-- Your task --
Drop the images; return everything else in the listing below exactly.

-- Material --
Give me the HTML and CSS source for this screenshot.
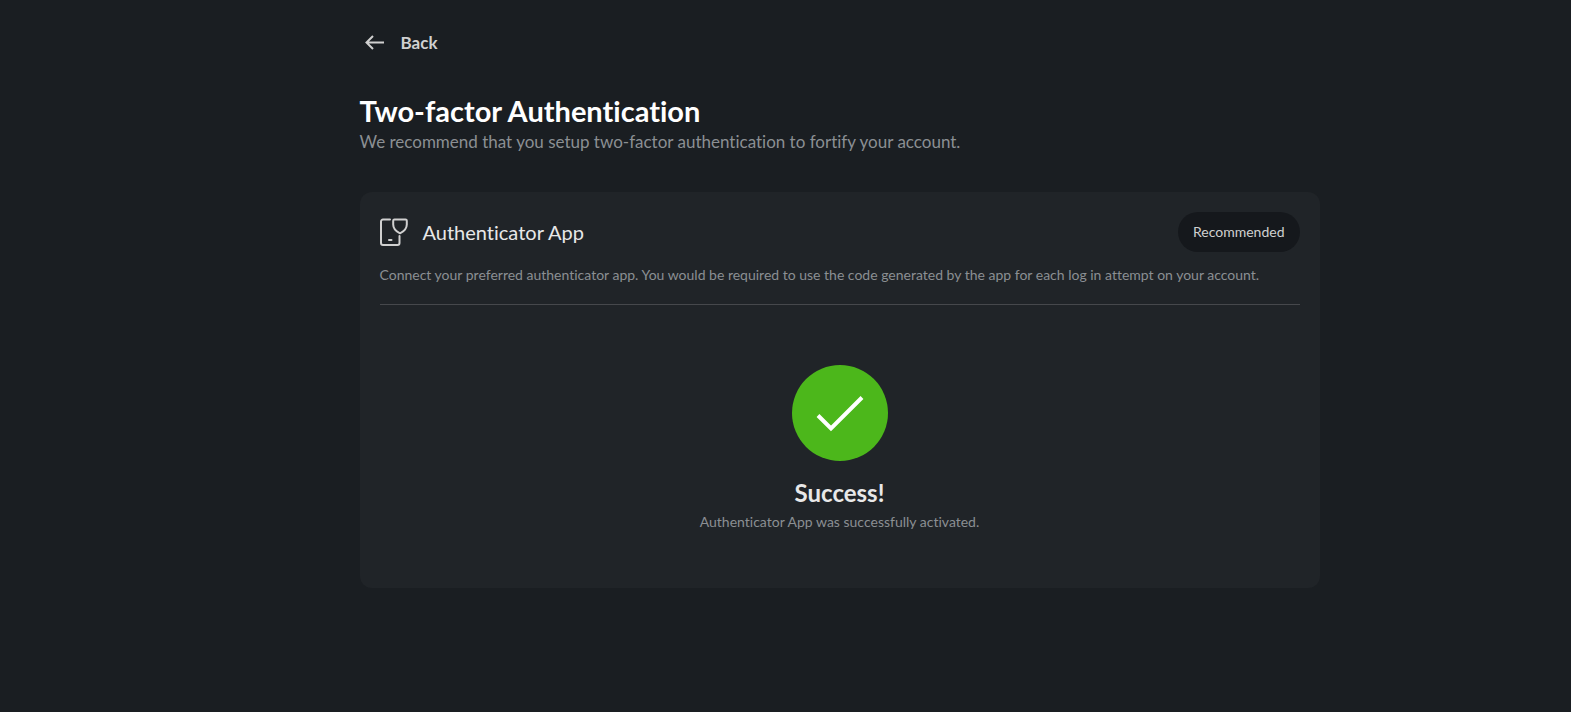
FILE: index.html
```html
<!DOCTYPE html>
<html lang="en">
<head>
    <meta charset="UTF-8">
    <meta name="viewport" content="width=device-width, initial-scale=1.0">
    <title>Two-factor Authentication</title>
    <link rel="stylesheet" href="styles.css">
</head>
<body>
    <main class="page">
        <a class="back" href="#">
            <svg class="back-icon" viewBox="0 0 20 16" fill="none" stroke="currentColor" stroke-width="2" aria-hidden="true">
                <path d="M19 7.5H2M8 1 1.5 7.5 8 14"/>
            </svg>
            Back
        </a>

        <header class="page-header">
            <h1>Two-factor Authentication</h1>
            <p>We recommend that you setup two-factor authentication to fortify your account.</p>
        </header>

        <section class="card">
            <div class="card-header">
                <svg class="app-icon" viewBox="0 0 28 28" fill="none" stroke="currentColor" stroke-width="2" stroke-linecap="round" stroke-linejoin="round" aria-hidden="true">
                    <path d="M10 1.5H3a2 2 0 0 0-2 2V25a2 2 0 0 0 2 2h14.5a2 2 0 0 0 2-2v-7"/>
                    <path d="M14.5 1.5h11a1.3 1.3 0 0 1 1.3 1.3v3.7c0 4.5-3 7-6.8 8.8-3.8-1.8-6.8-4.3-6.8-8.8V2.8a1.3 1.3 0 0 1 1.3-1.3z"/>
                    <path d="M9 22h2.500"/>
                </svg>
                <h2>Authenticator App</h2>
                <span class="badge">Recommended</span>
            </div>
            <p class="card-text">Connect your preferred authenticator app. You would be required to use the code generated by the app for each log in attempt on your account.</p>

            <div class="result">
                <svg class="result-icon" viewBox="0 0 96 96" aria-hidden="true">
                    <circle cx="48" cy="48" r="48" fill="#4cb71b"/>
                    <path d="M26 50.5 39 63.5 70 32.5" fill="none" stroke="#fff" stroke-width="4"/>
                </svg>
                <h3>Success!</h3>
                <p>Authenticator App was successfully activated.</p>
            </div>
        </section>
    </main>
</body>
</html>
```
FILE: styles.css
```css
* {
    box-sizing: border-box;
}
body {
    margin: 0;
    padding: 32px 24px 32px 132px;
    background-color: #1a1e22;
    color: #e8e8e8;
    font-family: Lato, sans-serif;
    font-size: 14px;
    font-variant-ligatures: none;
    line-height: 20px;
}
h1, h2, h3, p {
    margin: 0;
}
.page {
    max-width: 960px;
    margin: 0 auto;
}
.back {
    display: inline-flex;
    align-items: center;
    gap: 16px;
    padding-left: 5px;
    color: #d0d0d0;
    font-size: 17px;
    font-weight: bold;
    line-height: 22px;
    text-decoration: none;
}
.back-icon {
    width: 20px;
    height: 16px;
}
.page-header {
    margin: 36px 0 38px;
}
.page-header h1 {
    color: #fff;
    font-size: 29px;
    line-height: 38px;
}
.page-header p {
    color: #8b8f93;
    font-size: 17px;
    line-height: 24px;
}
.card {
    padding: 20px;
    background-color: #202428;
    border-radius: 12px;
}
.card-header {
    display: flex;
    align-items: center;
    gap: 15px;
}
.card-header h2 {
    font-size: 20px;
    font-weight: normal;
    line-height: 24px;
}
.app-icon {
    width: 28px;
    height: 28px;
    color: #d0d0d0;
}
.badge {
    margin-left: auto;
    padding: 10px 15px;
    background-color: #15181c;
    border-radius: 20px;
    color: #d0d0d0;
}
.card-text {
    padding: 13px 0 19px;
    border-bottom: 1px solid #46484c;
    color: #8b8f93;
}
.result {
    display: flex;
    flex-direction: column;
    align-items: center;
    padding: 60px 0 36px;
}
.result-icon {
    width: 96px;
    height: 96px;
    margin-bottom: 16px;
}
.result h3 {
    font-size: 24px;
    line-height: 32px;
}
.result p {
    margin-top: 3px;
    color: #8b8f93;
}
```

-- Reply to the task --
Give me the HTML and CSS source for this screenshot.
FILE: index.html
```html
<!DOCTYPE html>
<html lang="en">
<head>
    <meta charset="UTF-8">
    <meta name="viewport" content="width=device-width, initial-scale=1.0">
    <title>Two-factor Authentication</title>
    <link rel="stylesheet" href="styles.css">
</head>
<body>
    <main class="page">
        <a class="back" href="#">
            <svg class="back-icon" viewBox="0 0 20 16" fill="none" stroke="currentColor" stroke-width="2" aria-hidden="true">
                <path d="M19 7.5H2M8 1 1.5 7.5 8 14"/>
            </svg>
            Back
        </a>

        <header class="page-header">
            <h1>Two-factor Authentication</h1>
            <p>We recommend that you setup two-factor authentication to fortify your account.</p>
        </header>

        <section class="card">
            <div class="card-header">
                <svg class="app-icon" viewBox="0 0 28 28" fill="none" stroke="currentColor" stroke-width="2" stroke-linecap="round" stroke-linejoin="round" aria-hidden="true">
                    <path d="M10 1.5H3a2 2 0 0 0-2 2V25a2 2 0 0 0 2 2h14.5a2 2 0 0 0 2-2v-7"/>
                    <path d="M14.5 1.5h11a1.3 1.3 0 0 1 1.3 1.3v3.7c0 4.5-3 7-6.8 8.8-3.8-1.8-6.8-4.3-6.8-8.8V2.8a1.3 1.3 0 0 1 1.3-1.3z"/>
                    <path d="M9 22h2.500"/>
                </svg>
                <h2>Authenticator App</h2>
                <span class="badge">Recommended</span>
            </div>
            <p class="card-text">Connect your preferred authenticator app. You would be required to use the code generated by the app for each log in attempt on your account.</p>

            <div class="result">
                <svg class="result-icon" viewBox="0 0 96 96" aria-hidden="true">
                    <circle cx="48" cy="48" r="48" fill="#4cb71b"/>
                    <path d="M26 50.5 39 63.5 70 32.5" fill="none" stroke="#fff" stroke-width="4"/>
                </svg>
                <h3>Success!</h3>
                <p>Authenticator App was successfully activated.</p>
            </div>
        </section>
    </main>
</body>
</html>
```
FILE: styles.css
```css
* {
    box-sizing: border-box;
}
body {
    margin: 0;
    padding: 32px 24px 32px 132px;
    background-color: #1a1e22;
    color: #e8e8e8;
    font-family: Lato, sans-serif;
    font-size: 14px;
    font-variant-ligatures: none;
    line-height: 20px;
}
h1, h2, h3, p {
    margin: 0;
}
.page {
    max-width: 960px;
    margin: 0 auto;
}
.back {
    display: inline-flex;
    align-items: center;
    gap: 16px;
    padding-left: 5px;
    color: #d0d0d0;
    font-size: 17px;
    font-weight: bold;
    line-height: 22px;
    text-decoration: none;
}
.back-icon {
    width: 20px;
    height: 16px;
}
.page-header {
    margin: 36px 0 38px;
}
.page-header h1 {
    color: #fff;
    font-size: 29px;
    line-height: 38px;
}
.page-header p {
    color: #8b8f93;
    font-size: 17px;
    line-height: 24px;
}
.card {
    padding: 20px;
    background-color: #202428;
    border-radius: 12px;
}
.card-header {
    display: flex;
    align-items: center;
    gap: 15px;
}
.card-header h2 {
    font-size: 20px;
    font-weight: normal;
    line-height: 24px;
}
.app-icon {
    width: 28px;
    height: 28px;
    color: #d0d0d0;
}
.badge {
    margin-left: auto;
    padding: 10px 15px;
    background-color: #15181c;
    border-radius: 20px;
    color: #d0d0d0;
}
.card-text {
    padding: 13px 0 19px;
    border-bottom: 1px solid #46484c;
    color: #8b8f93;
}
.result {
    display: flex;
    flex-direction: column;
    align-items: center;
    padding: 60px 0 36px;
}
.result-icon {
    width: 96px;
    height: 96px;
    margin-bottom: 16px;
}
.result h3 {
    font-size: 24px;
    line-height: 32px;
}
.result p {
    margin-top: 3px;
    color: #8b8f93;
}
```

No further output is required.